The inductive foundry is the ideal tool for remote and continuous in-space recycling and manufacturing. It has immediate applications on the ISS, a sustainable business case to manage orbital debris, and is a foundational element of the cislunar economy.

In Phase I, Yolo Robotics concluded that this approach is feasible and successfully demonstrated moving, melting, forming, and cooling aluminum using its advanced inductive foundry technology.

This Phase II effort shall integrate these processes into a complete prototype, culminating in a demonstration in vacuum on a reduced-gravity flight to validate the recycling process and characterize feedstocks produced in an analogous space environment.

Potential NASA Applications

For NASA, the initial application of the induction foundry is to convert waste streams into useful feedstocks in support of remote and novel missions. At small scales, NASA can create a raw material reserve for repairs and new parts on the ISS and remote outposts. At larger scales, this technology can recycle orbital debris, convert rocket bodies, or even upcycle the ISS if otherwise deorbited. In the future, induction foundries will be a key element in cislunar and lunar infrastructure construction and operation.

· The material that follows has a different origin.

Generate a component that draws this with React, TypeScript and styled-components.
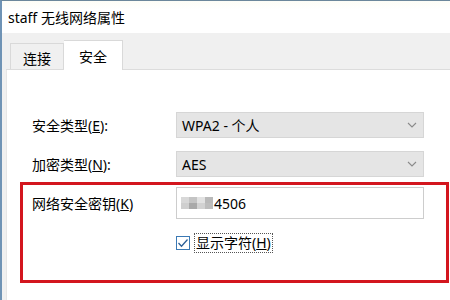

Potential Non-NASA Applications

For non-NASA applications, inductive foundries enable new opportunities for the cislunar economy and beyond. Debris cleanup is feasible, selling fuel and feedstock. Microgravity manufacturing is a growing venture. And traditional aerospace can build large components on-orbit from scrap without deployment. Recycling enables grand endeavors like power satellites, hotels, and asteroid refinement.